Figures 6 to 8 illustrate principle of the invention. Figure 6 shows pitch Sp60 matching a pitch Sp30' of a target 33'. Figure 7 shows that when target 33' is replaced by target 33, pitch Sp60 no longer matches pitch Sp30. Figure 8 shows that by tilting cell 60, pitch Hp60 is adjusted to match pitch Sp30.

A method for implementing unit 10 according to the invention may comprise a step of replacing an existing detection cell with the differential detection cell 60 tilted with respect to impulse ring 30. Another method may comprise a step of tilting the existing differential detection cell 60 with respect to impulse ring 30.

Other non-shown embodiments of vehicle V, mechanical system 1 and/or sensor- bearing unit 10 can be implemented without leaving the scope of the invention.

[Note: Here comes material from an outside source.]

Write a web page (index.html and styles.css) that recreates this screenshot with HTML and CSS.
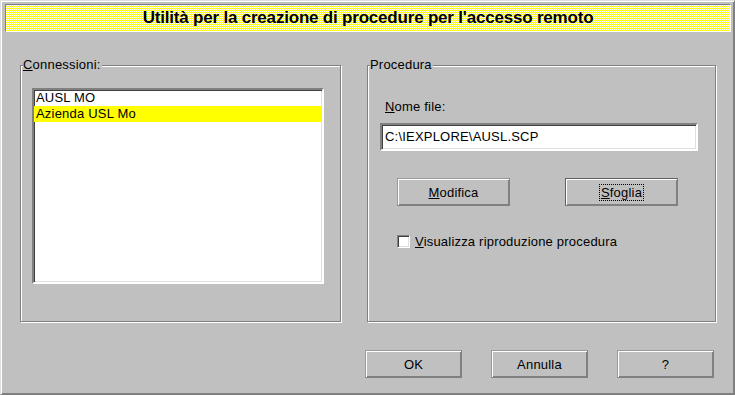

For example, constitutive parts of the impulse ring 30 and/or of the sensor device 40 may be different from figures 1 to 8.

Whatever the embodiment, the differential detection cell 60 is tilted with respect to the impulse ring 30 and has an effective pitch Hp60 different from its structural pitch Sp60. Preferably, effective pitch Hp60 of the differential detection cell 60 is equal to a structural pitch Sp30 of the impulse ring 30, as shown on figure 5.

In addition, technical features of the different embodiments can be, in whole or part, combined with each other. Thus, mechanical system 1 and/or sensor-bearing unit 10 can be adapted in terms of cost or to any specific requirements of the application.